When Is Axial Spray Metal Transfer Not Practical?

Axial spray transfer becomes impractical whenever you’re working out of position, on thin material, in drafty environments, or with poor joint fit-up. It’s a high-energy, high-deposition process that excels in a narrow set of conditions, and outside those conditions, the large molten weld pool it creates becomes impossible to control.

Out-of-Position Welding

The most common limitation is welding position. Axial spray transfer is restricted to the flat position and horizontal fillet welds. The high currents needed to sustain spray transfer create a large, extremely fluid weld puddle that gravity pulls right out of the joint in vertical, overhead, or any other out-of-position work.

This isn’t a skill issue you can overcome with technique. The minimum current required to maintain spray mode produces so much molten metal, at such a high rate, that positional control simply isn’t possible. The one notable exception is aluminum, where spray transfer can sometimes be used in positions beyond flat and horizontal due to the metal’s lower density and different arc characteristics. For steel, if the joint isn’t flat or horizontal, you need a different transfer mode.

Thin Materials and Burn-Through Risk

Axial spray is not practical on material thinner than about 1/8 inch (3 mm) when welding by hand. Some sources push that limit higher, noting limited reliability on anything under 3/16 inch (about 4.8 mm). The reason is straightforward: the process dumps a high volume of molten metal at high speed, and thin stock can’t absorb that much heat without melting through. You’ll get burn-through, warping, or both.

Sheet metal work, automotive panels, light-gauge tubing, and similar applications all fall outside the practical range. Short-circuit transfer or pulsed spray are the typical alternatives for thinner materials, since both operate at significantly lower heat inputs.

Poor Joint Fit-Up and Wide Gaps

Spray transfer demands tight joint preparation. The highly fluid weld pool has very little ability to bridge gaps. If your fit-up leaves gaps or the root opening is inconsistent, the molten metal flows through rather than bridging across. Open root joints are essentially off the table for axial spray. Any application where you can’t guarantee consistent, tight fit-up will produce unreliable results with this transfer mode.

Shielding Gas and Wind Exposure

Axial spray transfer requires a shielding gas mix with at least 80% argon to achieve and sustain the spray arc.

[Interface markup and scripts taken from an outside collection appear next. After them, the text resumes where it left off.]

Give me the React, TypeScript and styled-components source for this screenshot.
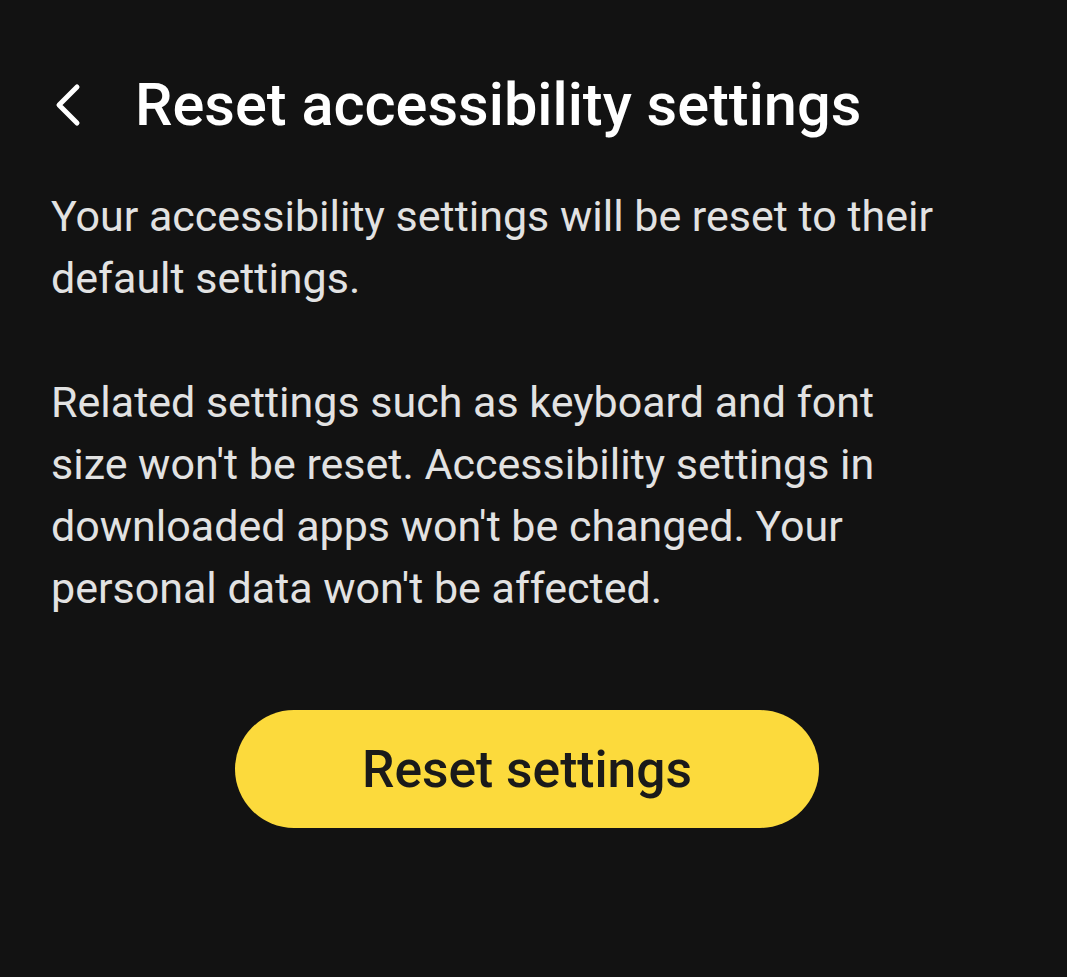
import React from "react";
import styled, { createGlobalStyle } from "styled-components";

const Global = createGlobalStyle`
  html, body { margin: 0; padding: 0; background: #121212; }
  body { font-family: Roboto, "Noto Sans", sans-serif; }
`;

const Page = styled.div`
  width: 1067px;
  height: 977px;
  background: #121212;
  box-sizing: border-box;
  padding: 70px 51px 0 51px;
  display: flex;
  flex-direction: column;
`;

const Header = styled.div`
  display: flex;
  align-items: center;
  gap: 50px;
  height: 70px;
`;

const BackButton = styled.button`
  background: none;
  border: none;
  padding: 0;
  width: 34px;
  height: 44px;
  display: flex;
  align-items: center;
  justify-content: center;
  color: #ffffff;
`;

const Title = styled.h1`
  margin: 0;
  font-size: 59.5px;
  font-weight: 500;
  color: #ffffff;
  letter-spacing: 0;
  white-space: nowrap;
`;

const Body = styled.div`
  margin-top: 45px;
  color: #e2e2e2;
  font-size: 43px;
  line-height: 62px;
  white-space: nowrap;
`;

const Para = styled.p`
  margin: 0 0 62px 0;
`;

const ButtonRow = styled.div`
  display: flex;
  justify-content: center;
  margin-top: 29px;
  padding-right: 13px;
`;

const ResetButton = styled.button`
  width: 584px;
  height: 118px;
  border: none;
  border-radius: 59px;
  background: #fcda3c;
  color: #1a1a1a;
  font-family: Roboto, "Noto Sans", sans-serif;
  font-size: 51.5px;
  font-weight: 500;
`;

export default function App() {
  return (
    <>
      <Global />
      <Page>
        <Header>
          <BackButton aria-label="Back">
            <svg width="32" height="44" viewBox="0 0 32 44" fill="none">
              <path d="M25 4 L7 22 L25 40" stroke="#fff" strokeWidth="5" strokeLinecap="round" strokeLinejoin="round" />
            </svg>
          </BackButton>
          <Title>Reset accessibility settings</Title>
        </Header>
        <Body>
          <Para>
            Your accessibility settings will be reset to their
            <br />
            default settings.
          </Para>
          <Para>
            Related settings such as keyboard and font
            <br />
            size won't be reset. Accessibility settings in
            <br />
            downloaded apps won't be changed. Your
            <br />
            personal data won't be affected.
          </Para>
        </Body>
        <ButtonRow>
          <ResetButton>Reset settings</ResetButton>
        </ButtonRow>
      </Page>
    </>
  );
}
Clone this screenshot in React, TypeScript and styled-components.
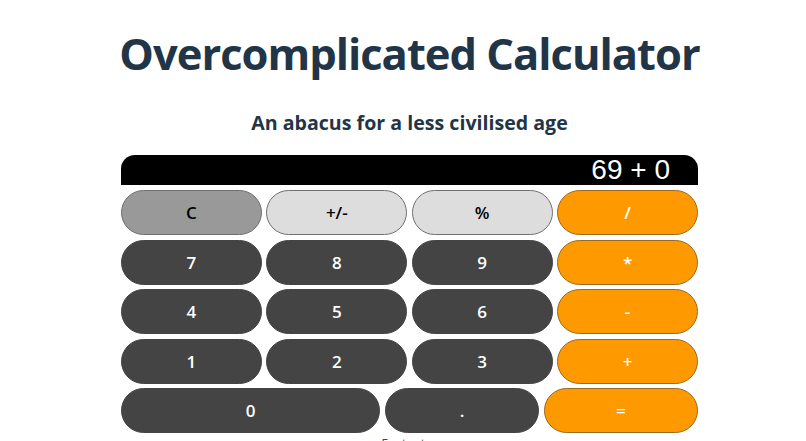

Common mixes include 90% argon with 10% CO2, or 98% argon with 2% oxygen. Pure CO2, which is cheap and widely used for short-circuit welding, will not produce spray transfer at all.

That high argon content also makes spray transfer vulnerable to wind and drafts. AWS D1.1, the structural welding code, caps allowable wind speed at 5 mph for gas-shielded processes, and some standards like FEMA 353 set the limit even lower at 3 mph. In practice, even a light breeze can displace the argon-rich shielding envelope and introduce porosity into the weld. Lower gas flow rates make the problem worse. This makes axial spray a poor choice for outdoor field work, open shop bays with fans running, or any environment where air movement can’t be controlled. Self-shielded flux-cored wire is the standard alternative for windy conditions since it generates its own shielding and doesn’t rely on an external gas supply.

Heat-Sensitive Applications

The high heat input inherent to axial spray transfer creates a wide heat-affected zone around the weld. For many structural applications on thick plate, this is perfectly acceptable. But on heat-sensitive materials, high-strength steels that lose toughness when overheated, or parts where distortion tolerances are tight, all that extra heat becomes a liability. The process offers no way to reduce heat input below the minimum current threshold needed to sustain spray mode, so you can’t simply dial it down.

When Pulsed Spray Solves the Problem

Pulsed spray transfer was developed specifically to overcome the limitations of axial spray. A pulsed system alternates between a high peak current (which detaches the droplet in spray mode) and a low background current (which keeps heat input down). This cycling gives you the penetration and joint integrity of spray transfer without the constant high-energy arc.

Modern pulsed equipment with programmable waveforms can weld all positions, handle a wide range of material thicknesses, and produce very little spatter. Pulsed spray works reliably even in vertical downhill positions, delivers better penetration than short-circuit transfer, and can run at travel speeds of 15 to 30 inches per minute. If you’re hitting any of the limitations above, particularly position or thickness constraints, pulsed spray is the first alternative worth evaluating. It uses the same gas mixes and wire, so the switch from axial to pulsed is primarily a machine capability and parameter change rather than a complete process overhaul.